As mentioned a couple days back, Siena is attempting to avoid going from three straight titles to the featherfest. That's what this final weekend of the regular season is about. The Saints are 7-9 and tied with Canisius for the sixth spot, and the Golden Griffins have home games against Manhattan and Loyola. Siena has to go through Fairfield, tourney host and 2011 regular season champions, before heading home for Marist on Sunday. They've lost four straight MAAC games. Turned out that Ryan Rossiter, the 6-foot-9 senior whose post moves have flustered and dazzled the conference in equal measure, has been turned into a one-man team by injuries and misfortune. He gets the rebounds (a MAAC-best 13.4 per game), but none of this current floormates can shoot it (39.7 percent in league play). And it looks like a really tough season in Albany next year without him.
Fairfield, a team with one 6-foot-11 beanpole (Ryan Olander) and nobody else above 6-foot-6, has been the squad in waiting all year, ever since the overtime loss in the 2010 MAAC title game at Albany.

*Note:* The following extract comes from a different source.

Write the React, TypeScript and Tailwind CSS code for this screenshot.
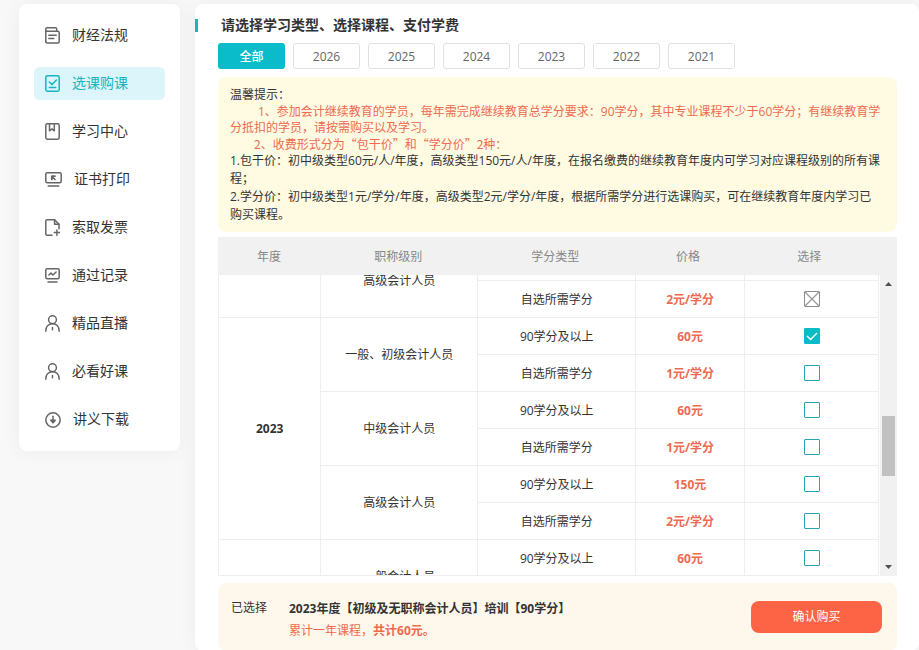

This year's version is one of the most compulsively watchable teams out there. They love to crash the boards en masse, and they play relentless defense that is beyond most common measures of "tough." They allow .867 points per possession, and although they've played the 265th toughest schedule in America, they match up well against any team in Hoops Nation, as evidenced by their 76-69 BracketBuster win over OVC possible Austin Peay. The Stags will have the MAAC tourney at home (where they're 11-2), and will have a great chance to let it fly in the NCAA Tournament, where they haven't been since 1997. Fairfield's odd makeup would certainly make for a lot of new fans, especially if they can do what Siena's done two of the last three seasons: get a round in.